TASK REQUIREMENTS: Find the string "source" in the listing and report every line that has it.

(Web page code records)
---*---
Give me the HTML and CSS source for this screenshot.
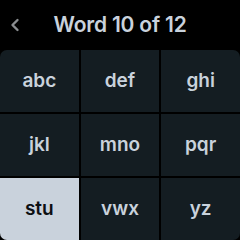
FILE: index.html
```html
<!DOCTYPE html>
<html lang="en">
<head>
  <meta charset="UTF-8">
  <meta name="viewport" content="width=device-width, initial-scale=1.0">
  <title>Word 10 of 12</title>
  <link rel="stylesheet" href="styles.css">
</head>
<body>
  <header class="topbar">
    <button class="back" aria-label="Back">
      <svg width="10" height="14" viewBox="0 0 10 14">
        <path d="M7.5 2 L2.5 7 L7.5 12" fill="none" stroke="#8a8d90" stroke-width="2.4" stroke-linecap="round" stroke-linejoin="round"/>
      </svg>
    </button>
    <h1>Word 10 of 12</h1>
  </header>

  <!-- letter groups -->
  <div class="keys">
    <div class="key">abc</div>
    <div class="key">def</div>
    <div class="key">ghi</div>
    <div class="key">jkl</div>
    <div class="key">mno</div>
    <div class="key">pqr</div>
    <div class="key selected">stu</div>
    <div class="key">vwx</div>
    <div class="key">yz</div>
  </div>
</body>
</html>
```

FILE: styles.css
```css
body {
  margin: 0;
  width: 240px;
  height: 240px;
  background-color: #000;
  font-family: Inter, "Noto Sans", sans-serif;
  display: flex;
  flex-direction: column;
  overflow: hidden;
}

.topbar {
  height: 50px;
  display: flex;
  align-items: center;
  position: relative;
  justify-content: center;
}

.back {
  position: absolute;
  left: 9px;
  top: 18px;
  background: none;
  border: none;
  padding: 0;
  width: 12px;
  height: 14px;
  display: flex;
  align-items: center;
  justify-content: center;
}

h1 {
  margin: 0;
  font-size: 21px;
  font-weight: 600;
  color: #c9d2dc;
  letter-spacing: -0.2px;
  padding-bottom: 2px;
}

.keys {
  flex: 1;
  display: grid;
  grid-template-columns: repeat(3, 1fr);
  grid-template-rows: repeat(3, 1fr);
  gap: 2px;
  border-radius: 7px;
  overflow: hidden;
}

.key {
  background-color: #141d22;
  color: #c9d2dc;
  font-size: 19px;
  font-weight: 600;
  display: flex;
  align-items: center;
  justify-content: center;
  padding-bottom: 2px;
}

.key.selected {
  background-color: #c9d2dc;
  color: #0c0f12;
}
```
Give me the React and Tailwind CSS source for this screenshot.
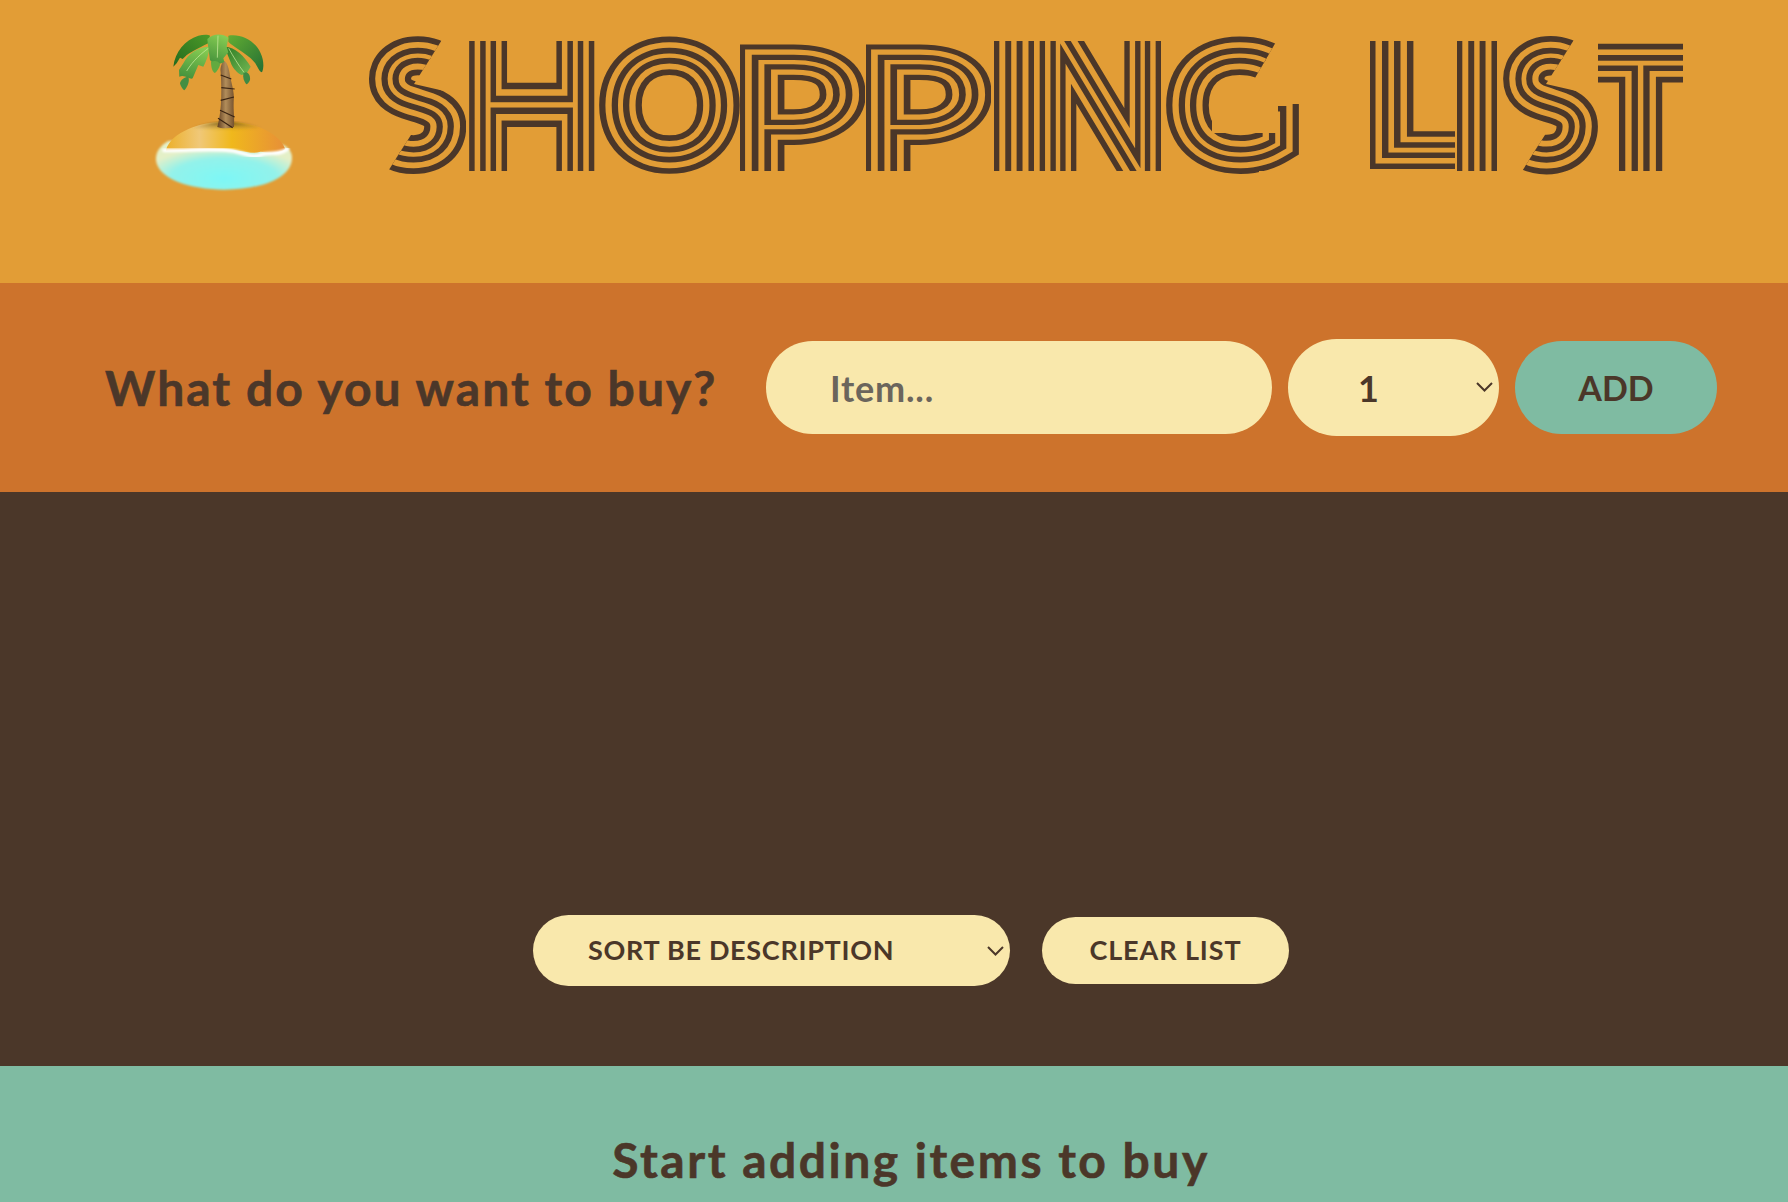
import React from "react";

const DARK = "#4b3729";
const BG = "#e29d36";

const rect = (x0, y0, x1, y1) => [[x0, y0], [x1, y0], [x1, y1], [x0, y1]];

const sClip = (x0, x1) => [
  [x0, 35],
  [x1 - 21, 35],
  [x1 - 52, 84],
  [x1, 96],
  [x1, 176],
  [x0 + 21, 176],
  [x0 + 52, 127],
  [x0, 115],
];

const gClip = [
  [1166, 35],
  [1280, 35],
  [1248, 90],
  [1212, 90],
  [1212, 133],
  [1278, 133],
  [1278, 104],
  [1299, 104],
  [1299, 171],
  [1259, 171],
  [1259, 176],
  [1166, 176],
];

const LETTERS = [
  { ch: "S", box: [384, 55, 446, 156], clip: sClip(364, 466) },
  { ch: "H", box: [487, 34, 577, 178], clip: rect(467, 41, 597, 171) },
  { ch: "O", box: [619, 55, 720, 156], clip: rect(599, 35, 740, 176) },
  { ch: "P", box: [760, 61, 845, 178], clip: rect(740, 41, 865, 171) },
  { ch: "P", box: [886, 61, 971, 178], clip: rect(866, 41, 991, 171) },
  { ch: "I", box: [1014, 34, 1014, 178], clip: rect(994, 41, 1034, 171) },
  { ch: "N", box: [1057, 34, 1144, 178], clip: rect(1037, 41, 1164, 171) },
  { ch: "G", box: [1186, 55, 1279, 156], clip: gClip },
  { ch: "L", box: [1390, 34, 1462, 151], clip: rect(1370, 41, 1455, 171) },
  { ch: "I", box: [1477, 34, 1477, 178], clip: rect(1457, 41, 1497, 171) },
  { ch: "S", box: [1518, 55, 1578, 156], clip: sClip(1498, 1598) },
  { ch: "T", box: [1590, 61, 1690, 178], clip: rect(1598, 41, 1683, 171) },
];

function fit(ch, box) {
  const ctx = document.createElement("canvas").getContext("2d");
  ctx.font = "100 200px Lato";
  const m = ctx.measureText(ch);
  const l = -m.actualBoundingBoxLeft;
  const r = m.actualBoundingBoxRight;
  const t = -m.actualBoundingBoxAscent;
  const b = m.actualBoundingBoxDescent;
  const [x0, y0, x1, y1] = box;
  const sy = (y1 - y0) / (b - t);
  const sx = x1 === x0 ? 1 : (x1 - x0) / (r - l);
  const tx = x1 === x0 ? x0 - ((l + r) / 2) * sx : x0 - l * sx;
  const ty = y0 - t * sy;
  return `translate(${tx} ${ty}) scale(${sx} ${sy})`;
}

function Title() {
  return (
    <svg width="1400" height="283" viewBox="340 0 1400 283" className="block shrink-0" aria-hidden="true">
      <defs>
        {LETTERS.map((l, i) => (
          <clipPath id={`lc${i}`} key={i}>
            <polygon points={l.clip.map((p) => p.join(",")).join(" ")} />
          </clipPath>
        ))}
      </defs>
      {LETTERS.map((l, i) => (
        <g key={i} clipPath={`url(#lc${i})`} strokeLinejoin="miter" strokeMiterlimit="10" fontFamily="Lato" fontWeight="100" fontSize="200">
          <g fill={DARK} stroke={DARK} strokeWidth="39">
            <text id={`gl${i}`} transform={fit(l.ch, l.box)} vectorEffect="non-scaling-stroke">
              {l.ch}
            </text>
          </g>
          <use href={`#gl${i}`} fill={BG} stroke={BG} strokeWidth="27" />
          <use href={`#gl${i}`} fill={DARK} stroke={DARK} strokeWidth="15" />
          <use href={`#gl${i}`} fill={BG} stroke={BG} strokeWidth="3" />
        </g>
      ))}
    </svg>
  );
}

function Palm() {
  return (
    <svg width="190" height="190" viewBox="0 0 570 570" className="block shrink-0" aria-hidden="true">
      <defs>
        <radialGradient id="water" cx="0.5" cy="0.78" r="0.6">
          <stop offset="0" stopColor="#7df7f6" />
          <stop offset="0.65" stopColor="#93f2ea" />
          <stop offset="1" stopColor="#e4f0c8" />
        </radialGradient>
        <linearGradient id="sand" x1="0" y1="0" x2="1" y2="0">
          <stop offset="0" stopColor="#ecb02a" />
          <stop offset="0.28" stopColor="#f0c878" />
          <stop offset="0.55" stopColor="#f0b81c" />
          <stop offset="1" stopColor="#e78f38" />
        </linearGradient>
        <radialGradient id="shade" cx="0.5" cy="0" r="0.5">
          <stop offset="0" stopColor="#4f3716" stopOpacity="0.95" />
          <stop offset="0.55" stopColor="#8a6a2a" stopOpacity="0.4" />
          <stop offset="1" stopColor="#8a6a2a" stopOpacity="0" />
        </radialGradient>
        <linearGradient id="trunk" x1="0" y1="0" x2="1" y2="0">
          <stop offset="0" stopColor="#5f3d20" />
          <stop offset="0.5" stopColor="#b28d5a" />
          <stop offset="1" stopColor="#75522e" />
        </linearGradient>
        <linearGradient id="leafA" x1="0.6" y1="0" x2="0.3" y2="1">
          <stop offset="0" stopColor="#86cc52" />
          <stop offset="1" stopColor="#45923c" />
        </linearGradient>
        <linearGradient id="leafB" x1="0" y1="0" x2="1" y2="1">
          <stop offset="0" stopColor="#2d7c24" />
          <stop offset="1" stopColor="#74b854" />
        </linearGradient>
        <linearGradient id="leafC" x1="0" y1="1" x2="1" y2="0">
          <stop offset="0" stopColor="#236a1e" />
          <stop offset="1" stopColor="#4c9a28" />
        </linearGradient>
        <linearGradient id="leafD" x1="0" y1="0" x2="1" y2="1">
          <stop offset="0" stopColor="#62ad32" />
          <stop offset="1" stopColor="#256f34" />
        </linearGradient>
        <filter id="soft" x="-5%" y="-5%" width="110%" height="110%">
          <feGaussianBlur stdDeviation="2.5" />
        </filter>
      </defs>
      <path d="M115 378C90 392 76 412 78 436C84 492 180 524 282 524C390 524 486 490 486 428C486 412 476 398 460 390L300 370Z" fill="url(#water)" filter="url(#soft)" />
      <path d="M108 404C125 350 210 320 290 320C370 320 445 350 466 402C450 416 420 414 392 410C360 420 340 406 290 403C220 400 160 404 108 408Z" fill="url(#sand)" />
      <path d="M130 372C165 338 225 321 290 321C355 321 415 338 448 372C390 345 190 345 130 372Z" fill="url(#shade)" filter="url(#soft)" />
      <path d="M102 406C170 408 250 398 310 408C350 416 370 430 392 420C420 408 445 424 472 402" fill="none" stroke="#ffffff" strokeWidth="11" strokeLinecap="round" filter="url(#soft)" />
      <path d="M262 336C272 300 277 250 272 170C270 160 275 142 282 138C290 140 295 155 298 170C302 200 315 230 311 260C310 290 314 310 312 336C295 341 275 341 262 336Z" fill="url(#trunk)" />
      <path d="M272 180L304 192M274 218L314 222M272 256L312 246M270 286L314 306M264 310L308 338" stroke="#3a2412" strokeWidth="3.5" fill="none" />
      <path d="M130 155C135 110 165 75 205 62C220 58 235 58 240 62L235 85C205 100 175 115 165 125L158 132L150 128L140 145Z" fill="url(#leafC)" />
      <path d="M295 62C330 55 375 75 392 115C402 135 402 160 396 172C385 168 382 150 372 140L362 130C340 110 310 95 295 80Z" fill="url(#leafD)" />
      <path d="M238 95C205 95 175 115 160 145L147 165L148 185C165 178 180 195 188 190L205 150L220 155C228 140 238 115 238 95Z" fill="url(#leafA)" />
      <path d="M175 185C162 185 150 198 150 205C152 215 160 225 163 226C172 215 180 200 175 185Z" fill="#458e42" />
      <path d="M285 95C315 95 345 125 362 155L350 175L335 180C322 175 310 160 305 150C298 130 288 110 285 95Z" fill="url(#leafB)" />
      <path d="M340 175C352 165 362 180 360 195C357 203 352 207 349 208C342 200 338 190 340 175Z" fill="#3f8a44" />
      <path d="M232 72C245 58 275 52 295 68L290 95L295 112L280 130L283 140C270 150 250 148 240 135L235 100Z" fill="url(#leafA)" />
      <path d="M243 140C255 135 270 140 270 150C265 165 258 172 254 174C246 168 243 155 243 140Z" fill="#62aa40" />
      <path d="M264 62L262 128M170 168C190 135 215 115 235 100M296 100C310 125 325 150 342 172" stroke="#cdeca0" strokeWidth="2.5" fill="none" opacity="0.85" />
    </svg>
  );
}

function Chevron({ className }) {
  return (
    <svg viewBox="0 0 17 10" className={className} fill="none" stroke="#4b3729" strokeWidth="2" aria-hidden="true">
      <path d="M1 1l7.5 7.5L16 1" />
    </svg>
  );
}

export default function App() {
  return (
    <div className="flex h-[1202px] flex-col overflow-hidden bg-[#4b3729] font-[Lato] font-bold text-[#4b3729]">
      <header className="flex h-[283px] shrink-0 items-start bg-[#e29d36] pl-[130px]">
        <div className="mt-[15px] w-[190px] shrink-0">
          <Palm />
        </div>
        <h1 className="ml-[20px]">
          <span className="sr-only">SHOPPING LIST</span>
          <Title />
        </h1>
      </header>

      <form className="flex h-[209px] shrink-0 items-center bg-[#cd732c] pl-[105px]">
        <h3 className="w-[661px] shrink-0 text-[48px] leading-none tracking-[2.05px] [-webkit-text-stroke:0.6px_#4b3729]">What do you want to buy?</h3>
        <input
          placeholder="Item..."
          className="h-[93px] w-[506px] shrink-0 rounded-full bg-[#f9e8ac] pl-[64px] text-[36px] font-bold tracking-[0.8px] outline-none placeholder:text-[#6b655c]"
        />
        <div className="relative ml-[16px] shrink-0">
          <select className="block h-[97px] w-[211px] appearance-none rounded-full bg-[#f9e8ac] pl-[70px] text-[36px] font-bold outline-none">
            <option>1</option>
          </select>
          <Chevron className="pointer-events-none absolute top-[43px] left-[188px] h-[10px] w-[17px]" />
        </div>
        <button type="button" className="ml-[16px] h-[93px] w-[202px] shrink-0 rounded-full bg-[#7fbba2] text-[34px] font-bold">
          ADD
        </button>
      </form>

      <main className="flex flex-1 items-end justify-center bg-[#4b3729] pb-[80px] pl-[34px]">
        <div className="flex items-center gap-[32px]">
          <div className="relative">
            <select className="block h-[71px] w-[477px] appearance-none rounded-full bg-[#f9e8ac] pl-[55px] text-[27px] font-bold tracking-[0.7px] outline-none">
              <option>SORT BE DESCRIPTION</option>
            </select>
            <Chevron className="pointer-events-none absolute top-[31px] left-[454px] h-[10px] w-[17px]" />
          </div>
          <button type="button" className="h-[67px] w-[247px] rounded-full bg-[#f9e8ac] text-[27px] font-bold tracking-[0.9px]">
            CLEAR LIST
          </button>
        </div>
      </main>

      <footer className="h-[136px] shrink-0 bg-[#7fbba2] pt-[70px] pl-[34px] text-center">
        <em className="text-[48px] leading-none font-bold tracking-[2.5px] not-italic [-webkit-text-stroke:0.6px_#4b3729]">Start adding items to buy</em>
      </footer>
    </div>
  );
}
---*---
RESULT OF THE TASK:
Give me the HTML and CSS source for this screenshot.
Give me the React and Tailwind CSS source for this screenshot.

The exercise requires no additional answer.